Early Impressions and the Road Ahead

Initial reactions to Midjourney's V1 have been largely positive within its community, with users sharing early results that showcase the model's ability to add motion and life to their existing images. The distinctive visual style appears to resonate with users familiar with Midjourney's aesthetic.

However, it remains challenging to definitively compare V1's capabilities head-to-head with models like Sora or Runway's latest offerings, which have been available and evolving for a longer period. The five-second base length, while extendable, is shorter than the capabilities demonstrated by some competitors. The image-to-video approach also differs from text-to-video models, catering to a specific creative workflow.

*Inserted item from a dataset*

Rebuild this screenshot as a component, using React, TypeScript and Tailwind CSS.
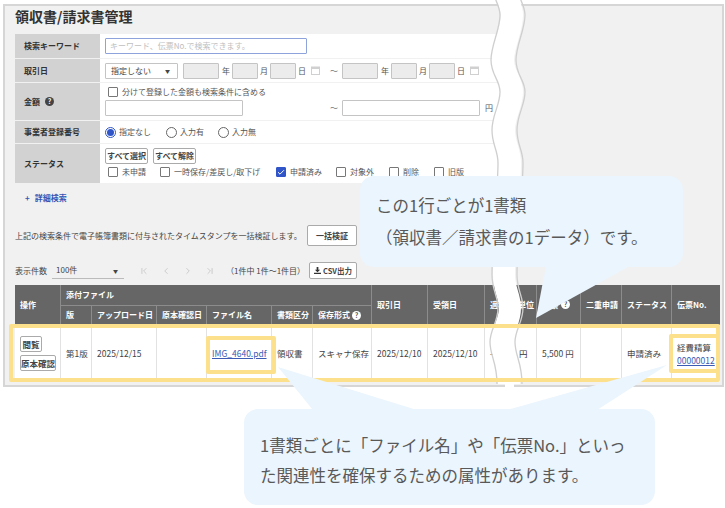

Midjourney's V1 launch is a significant step, demonstrating the company's commitment to expanding its generative AI offerings beyond still imagery. By entering the video space, Midjourney is not only competing for users but also contributing to the rapid evolution of the technology itself. The company's stated long-term goal of real-time open-world simulations is ambitious and points towards a future where generative AI could play a foundational role in creating immersive digital experiences.

Yet, the path forward is not without obstacles. The ongoing legal battles over copyright and the broader ethical considerations surrounding AI-generated content will continue to shape the regulatory and public perception landscape. Midjourney, like its peers, must navigate these challenges while continuing to innovate.

The success of V1 will likely depend on its ability to deliver unique creative value, differentiate itself from competitors, and adapt its technology and business model in response to user feedback and the evolving legal and ethical environment. As AI video generation matures, tools like Midjourney V1 will play a crucial role in defining how creators utilize artificial intelligence to bring their visions to life, one moving image at a time.